If Miss Greer has no patience with the state of the feminist movement, she has even less love for the literary women who have aligned themselves with it. Betty Friedan is described as middle class and boring. Kate Millett “persists in assuming that [Norman] Mailer is a cretin.” Anne Koedt, author of the important Women's Liberation pamphlet, “The Myth of Vaginal Orgasm,” is dismissed this way: “One wonders just whom Miss Koedt has gone to bed with.”
On the whole, The Female Eunuch is a grossly inconsistent book. Yes, Germaine Greer says all the right things about the economics of sexism. Yes, she is extraordinarily observant about some of the physiological results of our sexual conventions. Her chapters on female anatomy are brilliant. Where she falls down is in her inveterate dislike of women, her idiotic exhortations to revolution and nonviolence alike, and her passionate identification with all things male.
Throughout history there have always been a few women who have been able to fight and seduce their way to the top of the patriarchy.
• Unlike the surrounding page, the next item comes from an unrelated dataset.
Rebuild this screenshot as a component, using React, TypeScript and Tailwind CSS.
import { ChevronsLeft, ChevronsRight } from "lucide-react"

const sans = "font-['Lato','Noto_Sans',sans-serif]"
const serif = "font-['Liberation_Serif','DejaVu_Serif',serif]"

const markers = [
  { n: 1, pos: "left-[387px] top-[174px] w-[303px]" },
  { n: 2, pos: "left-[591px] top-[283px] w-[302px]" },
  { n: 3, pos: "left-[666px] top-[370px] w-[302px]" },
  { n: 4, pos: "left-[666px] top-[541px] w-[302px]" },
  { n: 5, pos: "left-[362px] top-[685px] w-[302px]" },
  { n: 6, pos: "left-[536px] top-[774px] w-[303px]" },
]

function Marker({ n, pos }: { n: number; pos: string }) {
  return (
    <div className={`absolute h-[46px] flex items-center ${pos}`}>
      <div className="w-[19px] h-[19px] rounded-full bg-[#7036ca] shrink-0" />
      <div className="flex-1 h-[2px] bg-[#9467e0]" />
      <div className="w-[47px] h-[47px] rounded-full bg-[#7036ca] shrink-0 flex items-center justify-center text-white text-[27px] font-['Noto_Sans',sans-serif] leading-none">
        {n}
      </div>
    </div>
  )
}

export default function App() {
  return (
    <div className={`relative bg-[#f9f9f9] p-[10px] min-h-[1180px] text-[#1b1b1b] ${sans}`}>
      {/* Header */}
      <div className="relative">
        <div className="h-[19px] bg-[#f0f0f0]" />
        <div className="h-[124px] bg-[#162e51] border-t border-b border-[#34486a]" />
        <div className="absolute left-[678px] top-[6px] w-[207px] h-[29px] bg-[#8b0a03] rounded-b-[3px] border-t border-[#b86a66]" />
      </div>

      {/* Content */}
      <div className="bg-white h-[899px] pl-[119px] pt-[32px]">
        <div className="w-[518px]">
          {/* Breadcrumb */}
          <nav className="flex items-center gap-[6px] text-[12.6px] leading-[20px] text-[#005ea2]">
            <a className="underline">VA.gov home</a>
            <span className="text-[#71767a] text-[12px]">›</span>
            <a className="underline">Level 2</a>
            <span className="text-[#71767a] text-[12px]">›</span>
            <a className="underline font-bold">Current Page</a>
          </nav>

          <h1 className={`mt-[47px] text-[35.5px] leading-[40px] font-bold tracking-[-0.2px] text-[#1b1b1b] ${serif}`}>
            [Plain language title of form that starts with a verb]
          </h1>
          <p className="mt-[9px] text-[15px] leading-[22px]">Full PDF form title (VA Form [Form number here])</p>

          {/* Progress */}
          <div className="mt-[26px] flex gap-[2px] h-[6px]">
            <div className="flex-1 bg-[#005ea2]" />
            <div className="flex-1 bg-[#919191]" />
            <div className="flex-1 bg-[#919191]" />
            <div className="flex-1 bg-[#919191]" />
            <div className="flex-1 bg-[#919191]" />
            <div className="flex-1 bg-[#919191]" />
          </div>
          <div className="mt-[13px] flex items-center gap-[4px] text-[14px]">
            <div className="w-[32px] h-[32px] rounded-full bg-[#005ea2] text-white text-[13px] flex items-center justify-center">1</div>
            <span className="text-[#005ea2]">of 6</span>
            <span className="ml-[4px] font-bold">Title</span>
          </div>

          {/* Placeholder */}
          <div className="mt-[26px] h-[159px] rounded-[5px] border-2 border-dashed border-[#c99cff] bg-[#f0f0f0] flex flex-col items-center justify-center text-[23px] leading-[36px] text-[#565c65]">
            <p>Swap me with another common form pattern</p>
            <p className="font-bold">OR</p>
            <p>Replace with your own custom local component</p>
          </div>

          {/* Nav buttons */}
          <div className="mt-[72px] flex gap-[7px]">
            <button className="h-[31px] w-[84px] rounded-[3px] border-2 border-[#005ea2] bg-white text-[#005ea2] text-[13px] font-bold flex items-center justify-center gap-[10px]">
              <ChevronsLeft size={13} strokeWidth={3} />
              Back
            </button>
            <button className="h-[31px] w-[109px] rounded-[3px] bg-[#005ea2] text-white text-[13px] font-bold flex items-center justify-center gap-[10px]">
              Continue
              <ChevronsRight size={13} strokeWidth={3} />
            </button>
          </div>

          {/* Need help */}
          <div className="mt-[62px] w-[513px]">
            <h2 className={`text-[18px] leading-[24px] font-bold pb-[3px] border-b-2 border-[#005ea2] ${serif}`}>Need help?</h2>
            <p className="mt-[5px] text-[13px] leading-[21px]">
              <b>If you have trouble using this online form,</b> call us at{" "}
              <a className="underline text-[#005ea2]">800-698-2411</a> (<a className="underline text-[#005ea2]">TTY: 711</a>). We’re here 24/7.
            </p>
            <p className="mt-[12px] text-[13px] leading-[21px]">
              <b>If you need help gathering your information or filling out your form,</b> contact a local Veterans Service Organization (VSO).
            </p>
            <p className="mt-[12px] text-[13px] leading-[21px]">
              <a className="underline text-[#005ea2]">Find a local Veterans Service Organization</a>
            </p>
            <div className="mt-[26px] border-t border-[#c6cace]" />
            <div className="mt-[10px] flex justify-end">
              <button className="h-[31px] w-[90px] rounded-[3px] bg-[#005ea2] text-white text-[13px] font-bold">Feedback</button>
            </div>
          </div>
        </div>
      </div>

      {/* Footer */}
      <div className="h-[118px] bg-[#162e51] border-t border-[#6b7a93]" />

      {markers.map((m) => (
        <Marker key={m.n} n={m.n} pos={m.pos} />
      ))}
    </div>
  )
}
In pre-revolutionary France, these women were highly educated, highly cultivated courtesans who provided intellectual and sexual stimulation for the male nobility. (What self-respecting noble would try to carry on an intelligent discussion with his wife?) Germaine Greer is the closest thing we have to this old-world, old-style courtesan. Nor would she be offended by this description. By her own admission, she is a groupie, a supergroupie—which means that she is a sexual and intellectual consort to the royalty of rock music. On television programs she has made comments like: “I'm really just an intellectual superwhore!”
The Female Eunuch is designed to provide intellectual and sexual thrills to those men who would like to see a feminist revolution because it would take that one woman off their back and make a lot more women available to them. How nice to be told that women's liberation will mean the liberation of more women for bed service! One reading of The Female Eunuch suggested to me that it had been written to assuage the fears of jittery male chauvinists. A second reading convinced me that if Germaine Greer didn't exist, Norman Mailer would have had to invent her.